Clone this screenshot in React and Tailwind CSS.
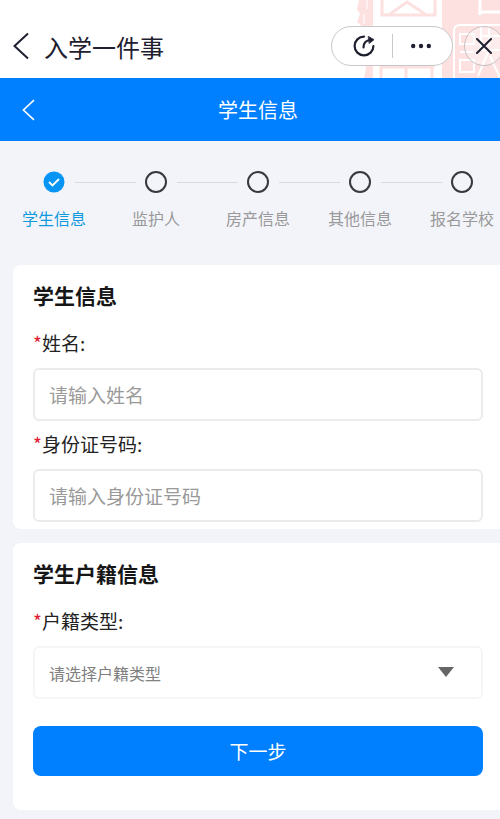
import React from "react";

const STEPS = ["学生信息", "监护人", "房产信息", "其他信息", "报名学校"];

function Chevron({ className }) {
  return (
    <svg viewBox="0 0 16 28" className={className} fill="none" stroke="currentColor" strokeWidth="2" aria-hidden="true">
      <path d="M15 1.5 1.5 14 15 26.5" />
    </svg>
  );
}

function SealArt() {
  return (
    <svg className="absolute right-0 top-0 h-full w-36" viewBox="0 0 144 78" fill="none" aria-hidden="true">
      <path d="M3 0H17V78H8L10 68 4 50 6 26 1 22 4 14 1 9z" fill="#fde0e0" />
      <path d="M11 0v9M8 14v10" stroke="#fff" strokeWidth="1" />
      <g stroke="#fde0e0" strokeWidth="3">
        <path d="M26 0V15H79V0M34 14 51 2 69 14" />
        <path d="M25 66V78M50 66V78M25 67H78M76 66V78" />
      </g>
      <path d="M86 0H144V78H86z" fill="#fde0e0" />
      <g stroke="#fff" strokeWidth="2">
        <path d="M124 0V15M124 12H144" strokeWidth="3" />
        <path d="M98 78V31Q98 25 104 25H144" />
        <path d="M104 34H118V44H104zM104 52H118M104 60H118V72H104z" />
        <path d="M125 26V48M133 26V46M125 36H144M122 50H144M132 52 122 76M134 56 144 78" />
      </g>
    </svg>
  );
}

function StatusHeader() {
  return (
    <header className="relative flex h-[78px] items-end overflow-hidden bg-white pb-3">
      <SealArt />
      <div className="flex h-10 w-full items-center pl-3 text-[#1e2030]">
        <button type="button" aria-label="返回" className="flex w-8 shrink-0">
          <Chevron className="h-7 w-[18px]" />
        </button>
        <h1 className="grow whitespace-nowrap pt-[2px] text-2xl">入学一件事</h1>
        <div className="relative mr-[11px] flex h-10 w-[122px] shrink-0 items-center rounded-full border border-[#c8c8ca] bg-white">
          <button type="button" aria-label="刷新" className="flex w-[60px] justify-center pl-1">
            <svg viewBox="0 0 24 24" className="size-6" fill="none" stroke="currentColor" strokeWidth="2.2" strokeLinecap="round" aria-hidden="true">
              <path d="M12 2.6A9.4 9.4 0 1 0 21.4 12" />
              <path d="M11.5 13.5C11.5 9 14 6.4 18.5 6" />
              <path d="m16.5 2.5 5.5 3.2-4.6 3.6z" fill="currentColor" strokeWidth="0.8" strokeLinejoin="round" />
            </svg>
          </button>
          <span className="h-6 w-px bg-[#c8c8ca]" />
          <button type="button" aria-label="更多" className="flex grow justify-center pr-1">
            <svg viewBox="0 0 20 6" className="h-[6px] w-5" fill="currentColor" aria-hidden="true">
              <circle cx="2.2" cy="3" r="2.2" />
              <circle cx="10" cy="3" r="2.2" />
              <circle cx="17.8" cy="3" r="2.2" />
            </svg>
          </button>
        </div>
        <button type="button" aria-label="关闭" className="relative -mr-1 flex size-10 shrink-0 items-center justify-center rounded-full border border-[#c8c0c2] bg-white/40">
          <svg viewBox="0 0 16 16" className="size-4" stroke="currentColor" strokeWidth="2" strokeLinecap="round" aria-hidden="true">
            <path d="m1 1 14 14M15 1 1 15" />
          </svg>
        </button>
      </div>
    </header>
  );
}

function Steps() {
  return (
    <ol className="-mr-[13px] flex pt-[30px] pb-[35px] pl-[3px]">
      {STEPS.map((name, i) => (
        <li key={name} className="relative flex flex-1 flex-col items-center gap-[13px]">
          {i === 0 ? (
            <svg viewBox="0 0 22 22" className="size-[22px]" fill="none" aria-hidden="true">
              <circle cx="11" cy="11" r="10.5" fill="#0795f5" />
              <path d="m6 11 3.5 3.5L16 8" stroke="#fff" strokeWidth="1.8" />
            </svg>
          ) : (
            <span className="size-[22px] rounded-full border-2 border-[#38383d]" />
          )}
          {i < STEPS.length - 1 && (
            <span className="absolute left-[calc(50%+21px)] right-[calc(-50%+20px)] top-[11px] h-px bg-[#d9dade]" />
          )}
          <span className={i === 0 ? "whitespace-nowrap text-base text-[#1199dd]" : "whitespace-nowrap text-base text-[#999999]"}>
            {name}
          </span>
        </li>
      ))}
    </ol>
  );
}

function Label({ id, children }) {
  return (
    <label htmlFor={id} className="block text-[19px] leading-7 text-[#222222]">
      <span className="text-[#e02030]">*</span>
      {children}:
    </label>
  );
}

function TextField({ id, label }) {
  return (
    <div>
      <Label id={id}>{label}</Label>
      <input
        id={id}
        type="text"
        placeholder={"请输入" + label}
        className="mt-[11px] block h-[53px] w-full rounded-md border-2 border-[#ebebeb] bg-white px-[14px] text-[19px] outline-none placeholder:text-[#999999]"
      />
    </div>
  );
}

export default function App() {
  return (
    <div className="min-h-screen overflow-x-hidden bg-[#f3f4f9] font-['Noto_Sans_CJK_SC',sans-serif]">
      <StatusHeader />
      <nav className="grid h-[63px] grid-cols-[1fr_auto_1fr] items-center bg-[#007fff] px-[22px] text-white">
        <button type="button" aria-label="返回上一页" className="flex w-6">
          <Chevron className="h-[22px] w-[13px]" />
        </button>
        <h2 className="pl-4 text-xl">学生信息</h2>
      </nav>
      <Steps />
      <main className="flex flex-col gap-[14px] pb-2 pl-[13px]">
        <section className="rounded-l-lg bg-white pt-[14px] pr-[17px] pb-[7px] pl-5">
          <h3 className="mb-[18px] text-[21px] leading-8 font-bold text-[#161616]">学生信息</h3>
          <div className="flex flex-col gap-[9px]">
            <TextField id="name" label="姓名" />
            <TextField id="idno" label="身份证号码" />
          </div>
        </section>
        <section className="rounded-l-lg bg-white pt-[14px] pr-[17px] pb-[34px] pl-5">
          <h3 className="mb-[18px] text-[21px] leading-8 font-bold text-[#161616]">学生户籍信息</h3>
          <Label id="household">户籍类型</Label>
          <div className="relative mt-[11px]">
            <select id="household" className="block h-[53px] w-full appearance-none rounded-md border-2 border-[#f5f5f5] bg-white px-[14px] text-base text-[#808080] outline-none">
              <option>请选择户籍类型</option>
            </select>
            <svg viewBox="0 0 16 10" className="pointer-events-none absolute right-[29px] top-[21px] h-[10px] w-4" fill="#666666" aria-hidden="true">
              <path d="M0 0h16L8 10z" />
            </svg>
          </div>
          <button type="button" className="mt-[27px] block h-[50px] w-full rounded-lg bg-[#007fff] text-[19px] text-white">
            下一步
          </button>
        </section>
      </main>
    </div>
  );
}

Objective:
Going through the lines above one by one, tally those with the word "React" and give only the total.

Expected output:
2